The prosecutor read out a brief summary of his statement indicating that on 10 May 1992, the witness saw the attack and burning of houses in the village of Krasan Polje near Bratunac in eastern Bosnia. A few days later, Serb forces took the village. They rounded up all men of military age and five underage boys, put them on a bus, and took them first to Bratunac and later to nearby Vlasenica. They spent three days in prison there. People--some wearing military clothes, others dressed as civilians --entered the room from time to time and beat the 37 prisoners, including the five boys.
Suad Djafic, who testified at the Milosevic trial about these events, was taken to an area in front of the police building on 21 May 1992 with the other detainees. They were put on a bus that was escorted by an armored vehicle and four cars. One of them had a drawing of a skull and crossbones on the door. When the convoy stopped in the village of Nova Kasaba, armed men got out of the cars. The witness assumed they belonged to Arkan's Tigers and the White Eagles. They took out the detainees in groups of four to five and killed them using automatic rifles and a machine gun mounted on the armored vehicle. The witness was in the last group. As soon as the shooting began, he fell down, wounded. He was the only survivor in the group and, after the killers left, he crawled out from under the bodies that had fallen on top of him and went away.
He offered as evidence to the Trial Chamber a list of names of most of the people who were killed there, including his father, brother and two relatives. Among the killers, he recognized a man from his village, Pero Mitrovic.
During cross-examination, he said that just before they were taken out of the prison in the SUP building in Vlasenica, a man in camouflage uniform appeared at the door of the room where they were detained. He said, "If you live through today, you will be safe, since the men who have been paid to do the killings are about to leave."

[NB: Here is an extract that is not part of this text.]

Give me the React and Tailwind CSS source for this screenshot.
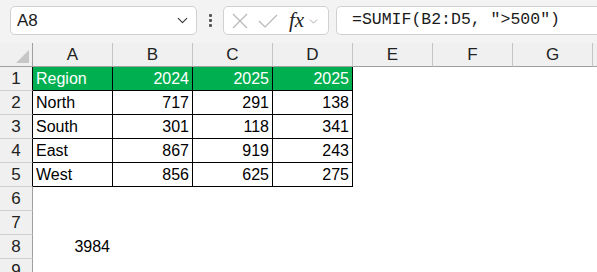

Another witness heard today, Nijaz Dubicic, also mentioned mercenaries in his written statement. In cross-examination he said that in late May 1992, about 100 of Arkan's men and Seselj's men gathered in the main square in Bratunac. They were protesting because they had not received the money they had been promised. According to the testimony of this witness, who was the president of the Bratunac municipality after the first multi-party elections in 1990, the mercenaries were brought in by the local chapter of the SDS (Serbian Democratic Party) and were paid with money donated by two wealthy Serbs. It was their task to cause disturbances in the town. The goal was to use the disturbances as pretexts for the entry of the JNA; 4,000 of its soldiers were waiting on the other bank of the Drina River in Serbia.
After the first three witnesses, who spoke about events in Brcko in May 1992, the Prosecution tried to use the testimony of these two witnesses to bring to light events in Bratunac--the second of a total of 37 BH municipalities listed in the indictment as places where crimes were committed for which the former Bosnian Serb political leader and close associate of Radovan Karadzic now stands trial.